Click the empty space beside the folder path above.
Type cmd
and press Enter
.
Command Prompt
will open.
Enter the following command in the Command Prompt
then press Enter
. This is to create a Python virtual environment.
python -m venv venv
Wait for it to finish. Once finished, a new folder named venv
is created.
Now, to activate the virtual environment, run the following command:
venv\Scripts\activate.bat
Once activated, you’d see (venv)
on the left side.
Now, if you haven’t put all the CSV files you want to combine in the csv_files
folder, now’s the time. (You don’t have to name your CSV files like this).
Go to this Github link to download the files we need.
Once downloaded, open the zip file and copy these two files.
Paste them to your folder.
Run this command to install the requirements.
pip install -r requirements.txt
You’d see something like this when it runs. Wait for it to finish.
Now, the moment of truth. Run this command to start combining!
python main.py
This is what you’d see when the script is running. (If the script did not run properly, your setup might be wrong or the script just doesn’t work for your CSV files. Lol. The goal is for it to work on any CSV file so if it doesn’t, let me know so that we can fix it :D)
Once finished, you’d see a new file named sqlite.db
.
To navigate the data within this file, we need to install DB Browser for SQLite
. Download it from here.
Once downloaded, install it. The installation is pretty straightforward so I won’t be showing it here. Just proceed with the default settings in the installer.
After installation, open it.
Click Open Database
on the top left part, find the sqlite.db
and open it.
Under the Database Structure
tab, you’d see the columns that were created.

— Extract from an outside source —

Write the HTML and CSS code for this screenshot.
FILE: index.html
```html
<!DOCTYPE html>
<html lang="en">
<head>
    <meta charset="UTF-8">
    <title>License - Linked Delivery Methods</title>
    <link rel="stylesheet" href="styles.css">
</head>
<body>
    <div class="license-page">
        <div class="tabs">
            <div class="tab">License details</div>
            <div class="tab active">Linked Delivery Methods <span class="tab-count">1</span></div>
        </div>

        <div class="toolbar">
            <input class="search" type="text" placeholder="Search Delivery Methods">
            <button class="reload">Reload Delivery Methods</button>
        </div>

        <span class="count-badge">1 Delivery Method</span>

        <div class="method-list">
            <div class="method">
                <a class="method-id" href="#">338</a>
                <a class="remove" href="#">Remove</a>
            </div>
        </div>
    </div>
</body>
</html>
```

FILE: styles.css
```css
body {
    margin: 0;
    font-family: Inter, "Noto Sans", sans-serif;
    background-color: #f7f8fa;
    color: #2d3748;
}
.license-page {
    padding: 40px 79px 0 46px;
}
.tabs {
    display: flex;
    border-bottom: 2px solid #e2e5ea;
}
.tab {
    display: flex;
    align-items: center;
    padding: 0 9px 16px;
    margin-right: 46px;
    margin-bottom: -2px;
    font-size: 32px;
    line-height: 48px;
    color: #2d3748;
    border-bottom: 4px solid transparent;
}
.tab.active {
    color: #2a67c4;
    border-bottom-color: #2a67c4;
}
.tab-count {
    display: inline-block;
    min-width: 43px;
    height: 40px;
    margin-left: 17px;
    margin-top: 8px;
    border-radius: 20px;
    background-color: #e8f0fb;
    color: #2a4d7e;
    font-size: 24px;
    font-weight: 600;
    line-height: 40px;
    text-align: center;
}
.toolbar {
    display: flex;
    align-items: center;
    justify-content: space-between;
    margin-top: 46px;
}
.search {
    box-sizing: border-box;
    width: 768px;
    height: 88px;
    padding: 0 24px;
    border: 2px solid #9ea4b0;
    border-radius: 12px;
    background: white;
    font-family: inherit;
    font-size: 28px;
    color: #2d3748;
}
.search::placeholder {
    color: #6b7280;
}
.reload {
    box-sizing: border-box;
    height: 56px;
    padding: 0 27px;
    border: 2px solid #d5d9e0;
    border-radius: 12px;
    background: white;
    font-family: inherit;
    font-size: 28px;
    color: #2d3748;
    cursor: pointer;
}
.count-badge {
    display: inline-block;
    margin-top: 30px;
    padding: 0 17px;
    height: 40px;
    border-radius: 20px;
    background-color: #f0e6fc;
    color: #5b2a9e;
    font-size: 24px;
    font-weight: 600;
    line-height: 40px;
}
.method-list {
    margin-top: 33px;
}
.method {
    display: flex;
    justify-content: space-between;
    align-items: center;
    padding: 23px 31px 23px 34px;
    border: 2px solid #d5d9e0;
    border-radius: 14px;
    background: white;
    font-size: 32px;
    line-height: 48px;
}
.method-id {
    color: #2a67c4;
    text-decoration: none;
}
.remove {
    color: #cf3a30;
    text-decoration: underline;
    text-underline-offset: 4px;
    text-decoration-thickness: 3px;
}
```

Now, to filter and export to csv the data that you need, go to Execute SQL
tab.
Did I mention that you need to know SQL
for this? Don’t worry, we don’t need much, at least for a simple filtering. (But still, learning SQL would go a long way so I recommend you do that)
Here is a sample SQL Query
to get all columns, with Company Industry
that is either retail
or insurance
. Take note, this only works for my particular data. You need to write your own SQL Query
for your own data.
SELECT *
FROM combined_table
WHERE "Company Industry" in ("retail", "insurance")
SQL Explanation:
The SELECT *
means, get all columns.
The name of the table
that the Python
script created is called combined_table
. Hence, FROM combined_table
.
The last line is to filter the Company Industry
column that has a value of retail
or insurance
.
Click the play button to run the query.
Here are the results. The data is displayed in the blurred portion of the image. At the bottom, you can see that Execution finished without errors. This means that the SQL Query
is valid. The number of rows is also displayed.
If you are happy with the data, we can now export it to CSV. To export, still under Execute SQL
tab, click this icon then Export to CSV
.
Click Save
.
Then save wherever.
And now we’re done. I know it took a lot of effort, especially if this is your first time using Python
and SQL
but it’s not too bad right? With Python
, you just have to install it and run some commands. The code is already provided so it’s not that bad. For SQL
, it requires a little bit of SQL
knowledge because you need to know how to query your own data. The example query I provided is very simple that it does not showcase much but learning SQL
is worth it, especially if you work with large data that a spreadsheet cannot handle much. This use-case is a perfect example.
Again, the sqlite.db
file is just a file. You can copy it anywhere. Make a back up of it. Move it to another computer, etc. You don’t need fancy software for SQLite
, other than the db browser that we used.
Take note, every time you run the Python
script, it will replace the data in the existing sqlite.db
so I recommend you make a back up of it before running the script again.